Сердце | страница 9
Потому-то старик Нилов, баптист, глава громадной дружной семьи и владелец прекрасного, слаженного как здоровый организм хозяйства, обнаруживший в конце концов и свою собственническую, жадную сущность, и свою человеческую уязвимость, сначала предстает перед читателем в нимбе розовых седин, пронизанных солнцем, в окружении сияющей листвы и золотых пчел, — почти как бог Саваоф, во всяком случае как некое мифологическое воплощение прекрасной близости человека к природе, сре ди которой он существует, к земле, на которой он с любовью трудится. В гимне Нилова молоку безошибочно слышится голос самого писателя. Но как сложно сочетается в самом старом крестьянине его глубокая любовь к земле с корыстью, с собственническими инстинктами!
И весь причудливый рассказ простодушного кооператора, где как-то странно неожиданно врываются в сугубо экономические и политические заботы и споры и молодая страсть, и загадочная женская красота, и национальные предрассудки, и безрассудное злодейство, — этот причудливый сюжет служит тому, чтобы показать неразгаданную сложность и единство мира, где все переплелось и нелегко распутывается. И портреты, и быт, и пейзаж в этом рассказе пластичны и живописны, а стиль повествования по характерности живой разговорной интонации напоминает Лескова. Но конечным итогом рассказа звучит лирическое признание героя в его смятении перед сложнейшими проблемами времени, которые предстояло решать его поколению. Мужественность этого искреннего признания трогает до сих пор: «Боже ты мой! Как еще все смутно, растерто и слитно вокруг! Нигде не найдешь резких границ и точных линий... Не поймешь ни конца, ни начала, — все течет, переливается, плещет, и тонут в этом жадном потоке отдельные судьбы, заслуги и вины, и влачит их поток в незнаемую даль... Не в этом ли вечном течении победа жизни? Должно быть, так. А все-таки страшновато и зябко на душе».
Чувство личной причастности за все происходившее и происходящее в стране, потребность все знать, все видеть самому, все не раз проверить и заставило в 30-е годы Ивана Катаева, художника-реалиста и высокого лирика философского склада, очень много ездить по стране и писать очерки. В работе очеркиста Катаев видел неотложную необходимость времени, он не считал возможным на кого-нибудь ее перекладывать и к тому же не ставил непроходимой границы между своими очерками и рассказами.

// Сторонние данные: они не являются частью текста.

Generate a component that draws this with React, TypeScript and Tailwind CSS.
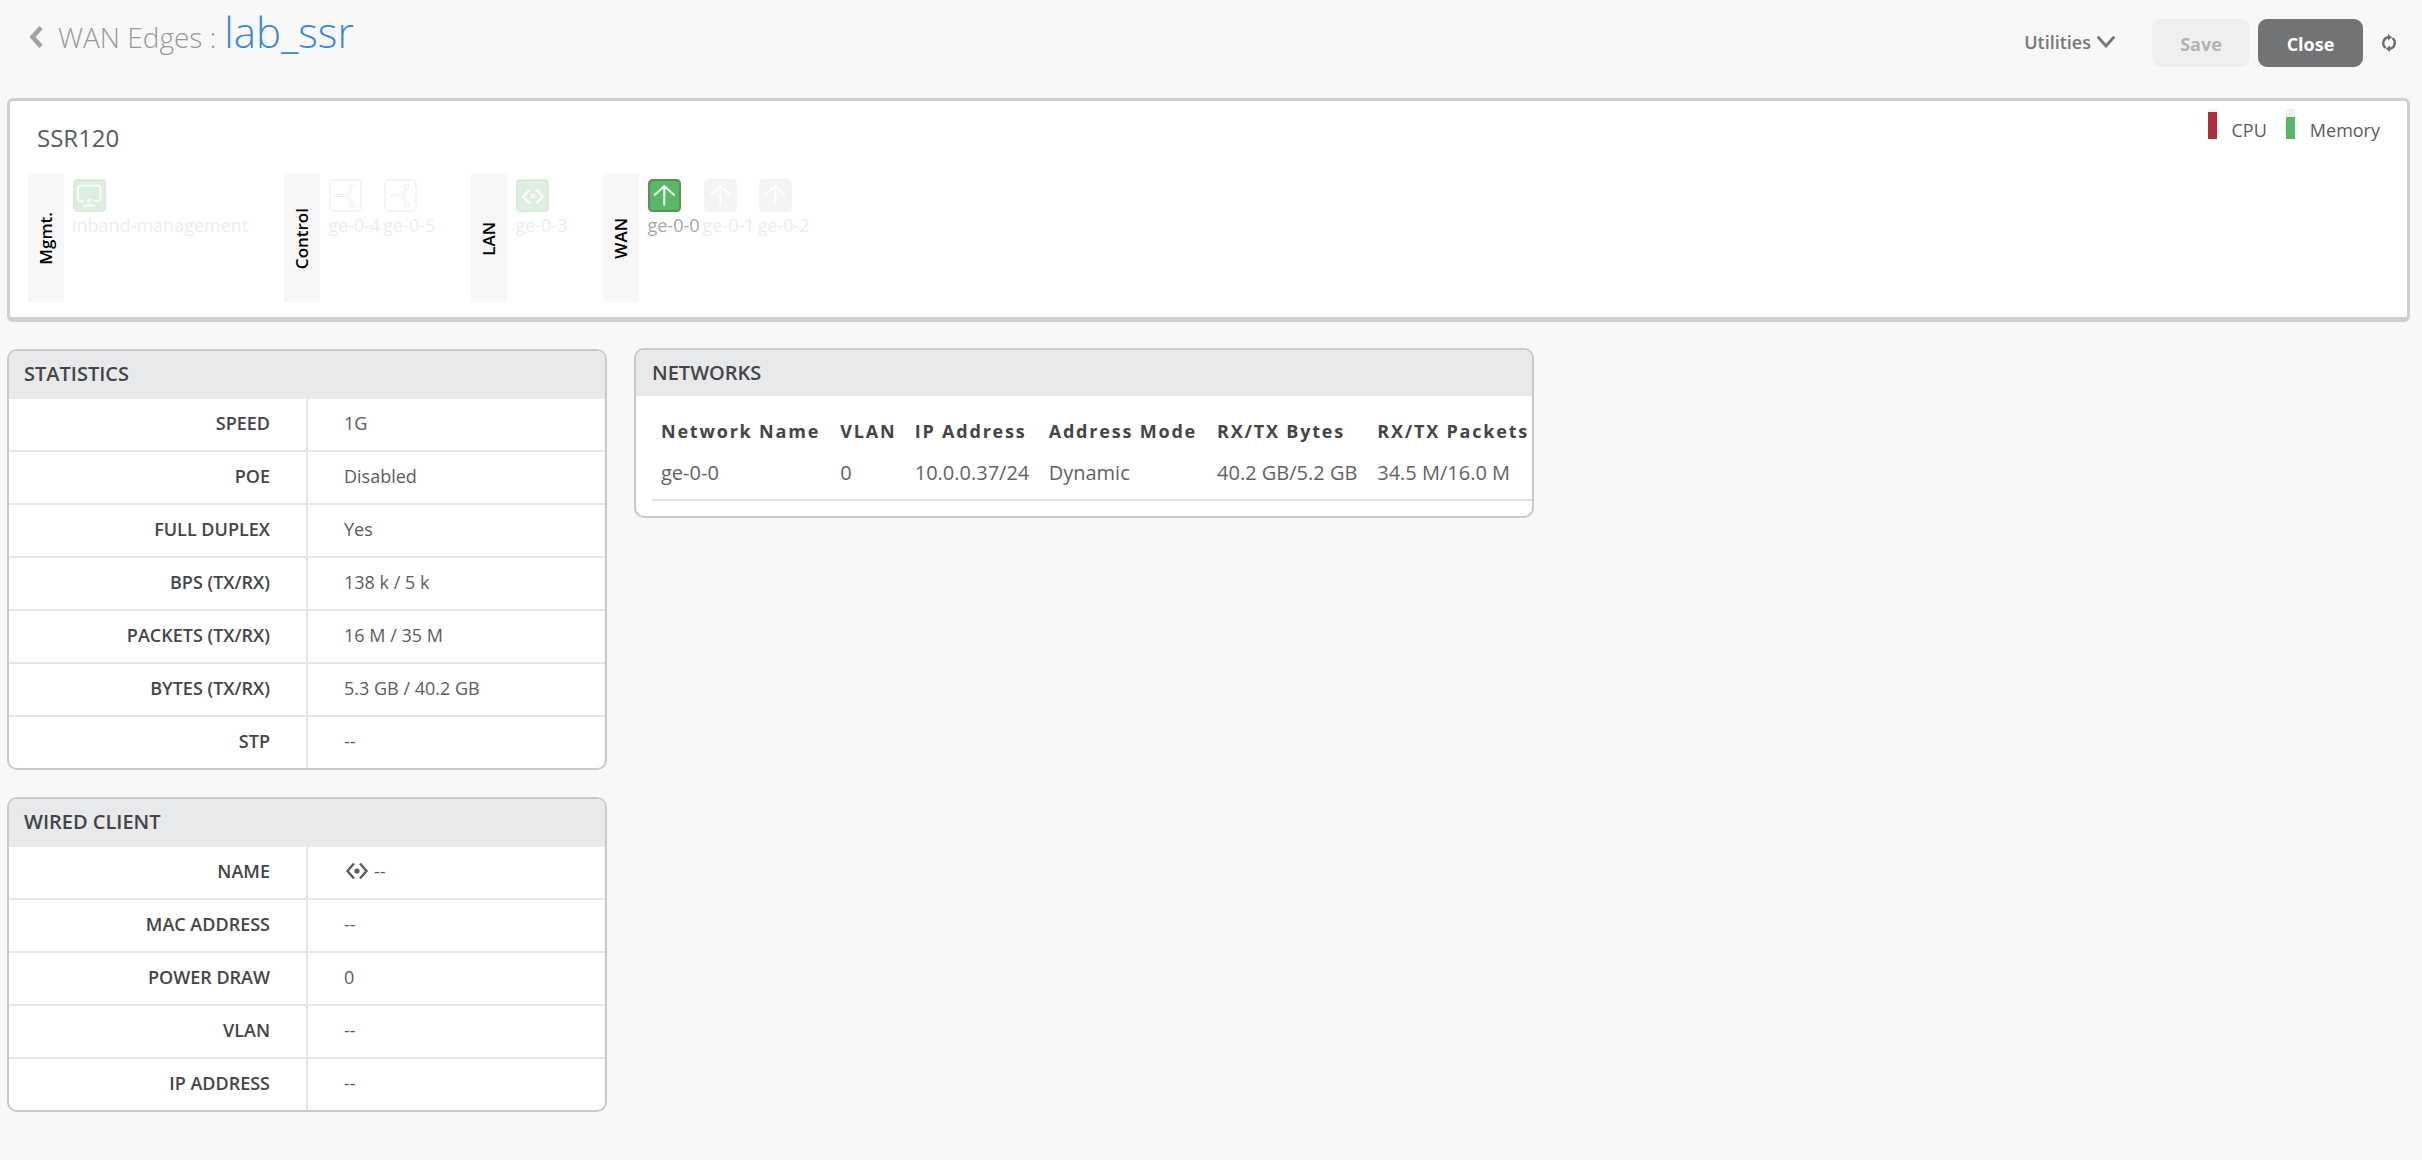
import type { ReactNode } from "react";

type IconKind = "monitor" | "branch" | "lan" | "up";

type Port = { name: string; icon: IconKind; on: boolean; active?: boolean };

const groups: { label: string; ports: Port[] }[] = [
  { label: "Mgmt.", ports: [{ name: "inband-management", icon: "monitor", on: true }] },
  {
    label: "Control",
    ports: [
      { name: "ge-0-4", icon: "branch", on: false },
      { name: "ge-0-5", icon: "branch", on: false },
    ],
  },
  { label: "LAN", ports: [{ name: "ge-0-3", icon: "lan", on: true }] },
  {
    label: "WAN",
    ports: [
      { name: "ge-0-0", icon: "up", on: true, active: true },
      { name: "ge-0-1", icon: "up", on: false },
      { name: "ge-0-2", icon: "up", on: false },
    ],
  },
];

function LanGlyph({ className }: { className: string }) {
  return (
    <svg viewBox="0 0 24 18" className={className} fill="none" stroke="currentColor" strokeWidth="2.4" aria-hidden="true">
      <path d="M9 1.500 2.500 9 9 16.500M15 1.500 21.500 9 15 16.500" />
      <circle cx="12" cy="9" r="2.600" fill="currentColor" stroke="none" />
    </svg>
  );
}

function PortIcon({ icon, on }: { icon: IconKind; on: boolean }) {
  if (icon === "branch") {
    return (
      <svg viewBox="0 0 33 33" className="size-[33px]" fill="none" aria-hidden="true">
        <rect x="1" y="1" width="31" height="31" rx="4" stroke="#cdcdcd" strokeWidth="2" />
        <g stroke="#a8a8a8" strokeWidth="3" strokeLinecap="round">
          <path d="M7.500 16.500h8M15.500 16.500c3.500-1.500 5.500-3.500 6.500-7M15.500 16.500c3.500 1.500 5.500 3.500 6.500 7" />
        </g>
        <g stroke="#fff" strokeWidth="1.400" strokeLinecap="round">
          <path d="M7.500 16.500h8M15.500 16.500c3.500-1.500 5.500-3.500 6.500-7M15.500 16.500c3.500 1.500 5.500 3.500 6.500 7" />
        </g>
        <circle cx="23" cy="7.200" r="2.400" fill="#fff" stroke="#a8a8a8" />
        <circle cx="23" cy="26" r="2.400" fill="#fff" stroke="#a8a8a8" />
      </svg>
    );
  }
  return (
    <svg viewBox="0 0 33 33" className="size-[33px]" fill="none" aria-hidden="true">
      <rect x="1" y="1" width="31" height="31" rx="3.500" fill={on ? "#57b967" : "#cdcdcd"} stroke={on ? "#5a9351" : "#cdcdcd"} strokeWidth="2" />
      {icon === "monitor" && (
        <g stroke="#fff" strokeWidth="1.700" strokeLinecap="round">
          <path d="M11 22H8a3 3 0 0 1-3-3V9.500a3 3 0 0 1 3-3h16.500a3 3 0 0 1 3 3V19a3 3 0 0 1-3 3H21.500M10.500 26.500h11" />
          <circle cx="16" cy="22" r="2" fill="#fff" stroke="none" />
        </g>
      )}
      {icon === "lan" && (
        <g stroke="#fff" strokeWidth="2.200">
          <path d="M13.500 11 7 17.500l6.500 6.500M20.500 11l6.500 6.500-6.500 6.500" />
          <circle cx="17" cy="17" r="2.300" fill="#fff" stroke="none" />
        </g>
      )}
      {icon === "up" && <path d="M16.300 26.500V7M6 16.500 16.300 7l10.300 9.500" stroke="#fff" strokeWidth="2" />}
    </svg>
  );
}

function Meter({ label, level, color }: { label: string; level: number; color: string }) {
  return (
    <div className="flex items-start">
      <div className="flex h-[30px] w-[9px] flex-col justify-end bg-[#efefef]">
        <div className={color} style={{ height: `${level}%` }} />
      </div>
      <span className="ml-[15px] pt-[9px] text-[18px] leading-6 text-[#5a5c5f]">{label}</span>
    </div>
  );
}

function DetailCard({ title, rows }: { title: string; rows: [string, ReactNode][] }) {
  return (
    <section className="overflow-hidden rounded-[10px] border-2 border-[#c8c9cb] bg-white">
      <h2 className="h-12 bg-[#e8e9eb] px-[15px] text-[20px] leading-[46px] font-semibold text-[#444547]">{title}</h2>
      <table className="w-full table-fixed border-collapse">
        <tbody>
          {rows.map(([label, value]) => (
            <tr key={label} className="h-[53px] border-b-2 border-[#e6e6e7] first:h-[52px] last:h-[52px] last:border-b-0">
              <th scope="row" className="w-1/2 border-r-2 border-[#e6e6e7] pr-9 pb-1 text-right text-[18px] leading-6 font-semibold text-[#444547]">
                {label}
              </th>
              <td className="pb-1 pl-9 text-[18px] leading-6 text-[#5a5c5f]">{value}</td>
            </tr>
          ))}
        </tbody>
      </table>
    </section>
  );
}

const networkColumns = ["Network Name", "VLAN", "IP Address", "Address Mode", "RX/TX Bytes", "RX/TX Packets"];
const networkRow = ["ge-0-0", "0", "10.0.0.37/24", "Dynamic", "40.2 GB/5.2 GB", "34.5 M/16.0 M"];

export default function App() {
  return (
    <div className="min-h-screen bg-[#f8f8f8] pr-3 pb-12 pl-[7px] font-['Open_Sans',sans-serif]">
      <header className="flex h-[98px] items-start justify-between">
        <div className="flex items-baseline pl-[22px]">
          <button type="button" aria-label="Back" className="text-[#a2a2a2]">
            <svg viewBox="0 0 14 22" className="h-[22px] w-[14px]" fill="none" stroke="currentColor" strokeWidth="4.500" aria-hidden="true">
              <path d="M12 1.500 3.500 11l8.500 9.500" />
            </svg>
          </button>
          <a href="#wan-edges" className="ml-[15px] text-[28px] font-light text-[#999]">WAN Edges :</a>
          <h1 className="ml-2 text-[42px] leading-[64px] font-light text-[#3a87dd]">lab_ssr</h1>
        </div>
        <div className="flex items-center pt-[19px] pr-[13px]">
          <button type="button" className="mr-[37px] flex items-center gap-[6px] pb-[3px] text-[18px] leading-6 font-semibold text-[#76777a]">
            Utilities
            <svg viewBox="0 0 18 12" className="h-3 w-[18px]" fill="none" stroke="currentColor" strokeWidth="2.800" strokeLinecap="round" aria-hidden="true">
              <path d="m1.500 1.500 7.500 8.500 7.500-8.500" />
            </svg>
          </button>
          <button type="button" disabled className="mr-2 h-12 w-[98px] rounded-[9px] bg-[#efefef] pt-[3px] text-[18px] font-bold text-[#b3b3b3]">
            Save
          </button>
          <button type="button" className="h-12 w-[105px] rounded-[9px] bg-[#727375] pt-[3px] text-[18px] font-bold text-white">
            Close
          </button>
          <button type="button" aria-label="Refresh" className="ml-[18px] text-[#6c6d6f]">
            <svg viewBox="0 0 16 18" className="h-[18px] w-4" fill="none" stroke="currentColor" strokeWidth="2.400" aria-hidden="true">
              <path d="M4.600 13.900A6 6 0 0 1 7.500 3.200M11.400 4.100A6 6 0 0 1 8.500 14.800" />
              <path d="M7 0v6.400l4.200-3.200zM9 18v-6.400l-4.200 3.200z" fill="currentColor" stroke="none" />
            </svg>
          </button>
        </div>
      </header>

      <main>
        <section className="rounded-md border-3 border-b-5 border-[#cfcfcf] bg-white px-[18px] pb-[15px]">
          <div className="flex h-[72px] items-start justify-between">
            <h2 className="pt-[21px] pl-[9px] text-[24px] leading-8 text-[#5a5c5f]">SSR120</h2>
            <div className="flex gap-[19px] pt-2 pr-[9px]">
              <Meter label="CPU" level={90} color="bg-[#b22c39]" />
              <Meter label="Memory" level={74} color="bg-[#57b967]" />
            </div>
          </div>
          <div className="flex gap-9">
            {groups.map((group) => (
              <div key={group.label} className="flex h-[129px]">
                <div className="flex w-9 items-center justify-center bg-[#f7f7f7] pt-[2px]">
                  <span className="rotate-180 text-[17px] leading-6 font-semibold text-black [writing-mode:vertical-rl]">{group.label}</span>
                </div>
                <div className="flex gap-[3px] pt-[6px] pl-2">
                  {group.ports.map((port) => (
                    <button
                      type="button"
                      key={port.name}
                      className={port.active ? "flex flex-col items-start" : "flex flex-col items-start opacity-20"}
                    >
                      <span className="ml-px">
                        <PortIcon icon={port.icon} on={port.on} />
                      </span>
                      <span className="pt-px text-[18px] leading-6 font-medium text-[#a6a6a6]">{port.name}</span>
                    </button>
                  ))}
                </div>
              </div>
            ))}
          </div>
        </section>

        <div className="mt-[26px] flex items-start gap-[27px]">
          <div className="mt-px flex w-[600px] flex-col gap-[27px]">
            <DetailCard
              title="STATISTICS"
              rows={[
                ["SPEED", "1G"],
                ["POE", "Disabled"],
                ["FULL DUPLEX", "Yes"],
                ["BPS (TX/RX)", "138 k / 5 k"],
                ["PACKETS (TX/RX)", "16 M / 35 M"],
                ["BYTES (TX/RX)", "5.3 GB / 40.2 GB"],
                ["STP", "--"],
              ]}
            />
            <DetailCard
              title="WIRED CLIENT"
              rows={[
                [
                  "NAME",
                  <span className="flex items-center gap-[5px]">
                    <LanGlyph className="ml-px h-[18px] w-6" />
                    --
                  </span>,
                ],
                ["MAC ADDRESS", "--"],
                ["POWER DRAW", "0"],
                ["VLAN", "--"],
                ["IP ADDRESS", "--"],
              ]}
            />
          </div>

          <section className="w-[900px] overflow-hidden rounded-[10px] border-2 border-[#c8c9cb] bg-white">
            <h2 className="h-[46px] bg-[#e8e9eb] px-4 text-[20px] leading-[46px] font-semibold text-[#444547]">NETWORKS</h2>
            <div className="pt-3 pb-[15px] pl-4">
              <table className="w-full border-collapse text-left whitespace-nowrap">
                <thead>
                  <tr className="h-[46px]">
                    {networkColumns.map((column) => (
                      <th key={column} scope="col" className="pr-2 pl-[9px] text-[18px] leading-6 font-bold tracking-widest text-[#444547] last:pr-0">
                        {column}
                      </th>
                    ))}
                  </tr>
                </thead>
                <tbody>
                  <tr className="h-[46px] border-b-2 border-[#e2e2e2]">
                    {networkRow.map((value, index) => (
                      <td key={networkColumns[index]} className="pr-2 pb-2 pl-[9px] text-[20px] leading-7 text-[#626364]">
                        {value}
                      </td>
                    ))}
                  </tr>
                </tbody>
              </table>
            </div>
          </section>
        </div>
      </main>
    </div>
  );
}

В 1930 году он писал на страницах «Литературной газеты»: «Публицистическое освоение современного... материала я считаю наиболее срочным, безотлагательным делом. Грандиозные и стремительные процессы эпохи хочется, прежде всего, обдумать. Полновесное художественное изображение может по необходимости и поотстать. Писатель, особенно обладающий кое-каким журналистским опытом, должен участвовать в прямом публицистическом осознании событий времени. Зрительные представления в этой моей работе призваны играть лишь вспомогательную роль; рисунок идеи лишь слегка тропут пастелью образного. Я отнюдь не считаю такой метод универсальным и пригодным для всех, думаю, однако, что при удаче такая попытка может хоть в малой степени пойти на пользу нашему художеству, очень небогатому мыслью, и нашей публицистике, крайне скудной выразительными средствами». Мы слышим здесь полемический голос идеолога искусства, не только искавшего на практике новые литературные формы, адекватные в его представлении задачам времени, но и теоретически обосновавшего эти поиски, сознательно предлагавшего свои эстетические программы.